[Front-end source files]
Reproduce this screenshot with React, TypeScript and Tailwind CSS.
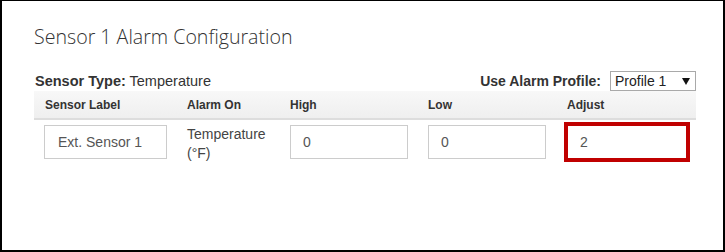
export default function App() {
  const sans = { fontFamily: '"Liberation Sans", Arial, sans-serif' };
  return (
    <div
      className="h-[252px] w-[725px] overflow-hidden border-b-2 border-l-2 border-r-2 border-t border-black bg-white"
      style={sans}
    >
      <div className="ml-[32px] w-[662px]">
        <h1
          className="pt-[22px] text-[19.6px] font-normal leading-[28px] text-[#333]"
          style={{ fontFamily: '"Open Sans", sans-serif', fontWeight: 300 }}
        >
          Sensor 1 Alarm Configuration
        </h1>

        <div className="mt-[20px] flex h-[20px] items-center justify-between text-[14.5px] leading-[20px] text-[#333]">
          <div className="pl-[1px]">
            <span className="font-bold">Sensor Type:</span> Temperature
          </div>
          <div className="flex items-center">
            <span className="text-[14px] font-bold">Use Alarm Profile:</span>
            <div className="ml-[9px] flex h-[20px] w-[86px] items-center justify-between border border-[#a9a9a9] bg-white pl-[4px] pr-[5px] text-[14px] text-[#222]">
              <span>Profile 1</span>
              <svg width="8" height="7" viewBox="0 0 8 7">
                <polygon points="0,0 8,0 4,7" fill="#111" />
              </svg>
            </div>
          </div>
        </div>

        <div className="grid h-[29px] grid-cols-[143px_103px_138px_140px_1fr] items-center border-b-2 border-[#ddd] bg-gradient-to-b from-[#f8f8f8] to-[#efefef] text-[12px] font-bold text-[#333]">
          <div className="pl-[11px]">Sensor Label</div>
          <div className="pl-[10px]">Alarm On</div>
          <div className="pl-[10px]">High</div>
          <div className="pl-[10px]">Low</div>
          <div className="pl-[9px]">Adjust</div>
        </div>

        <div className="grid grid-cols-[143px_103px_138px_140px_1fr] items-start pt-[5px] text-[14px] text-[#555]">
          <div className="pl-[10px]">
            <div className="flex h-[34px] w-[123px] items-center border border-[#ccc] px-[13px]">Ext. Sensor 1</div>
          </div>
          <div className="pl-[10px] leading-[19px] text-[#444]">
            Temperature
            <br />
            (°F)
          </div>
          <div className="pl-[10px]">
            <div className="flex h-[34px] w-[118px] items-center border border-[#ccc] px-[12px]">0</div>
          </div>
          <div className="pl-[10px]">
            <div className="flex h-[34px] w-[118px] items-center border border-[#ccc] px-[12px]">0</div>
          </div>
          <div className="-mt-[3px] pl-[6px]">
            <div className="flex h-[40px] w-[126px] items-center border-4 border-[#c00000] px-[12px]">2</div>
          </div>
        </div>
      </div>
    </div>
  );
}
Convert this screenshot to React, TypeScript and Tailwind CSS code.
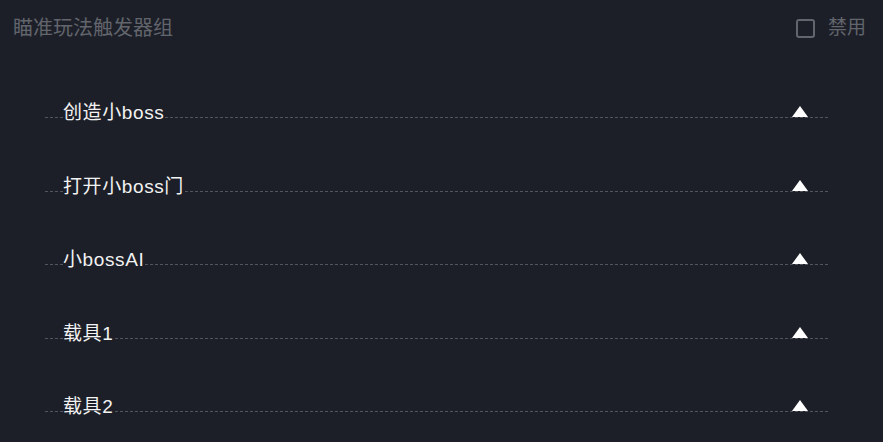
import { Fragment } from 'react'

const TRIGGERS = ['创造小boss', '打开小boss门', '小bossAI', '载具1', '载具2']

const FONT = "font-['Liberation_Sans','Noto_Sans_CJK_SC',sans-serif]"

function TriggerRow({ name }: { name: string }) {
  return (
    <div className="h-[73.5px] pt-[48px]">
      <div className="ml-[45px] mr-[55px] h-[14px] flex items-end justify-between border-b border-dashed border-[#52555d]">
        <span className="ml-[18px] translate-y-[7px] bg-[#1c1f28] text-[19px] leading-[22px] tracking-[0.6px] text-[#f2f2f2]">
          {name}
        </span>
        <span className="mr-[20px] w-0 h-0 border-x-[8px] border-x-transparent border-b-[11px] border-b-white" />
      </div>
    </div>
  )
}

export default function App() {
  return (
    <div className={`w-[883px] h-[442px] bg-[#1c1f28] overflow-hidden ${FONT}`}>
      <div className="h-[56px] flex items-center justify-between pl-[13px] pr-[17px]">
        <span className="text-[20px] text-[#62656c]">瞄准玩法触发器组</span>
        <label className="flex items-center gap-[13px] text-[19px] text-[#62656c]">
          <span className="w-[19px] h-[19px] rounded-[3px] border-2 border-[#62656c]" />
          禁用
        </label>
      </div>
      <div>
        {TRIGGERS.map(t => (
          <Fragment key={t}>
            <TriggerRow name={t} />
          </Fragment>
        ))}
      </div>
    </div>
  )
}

# Task objective
Determine the number of lines in the records that include the string "TypeScript", and respond with that number only.

# Exercise solution
2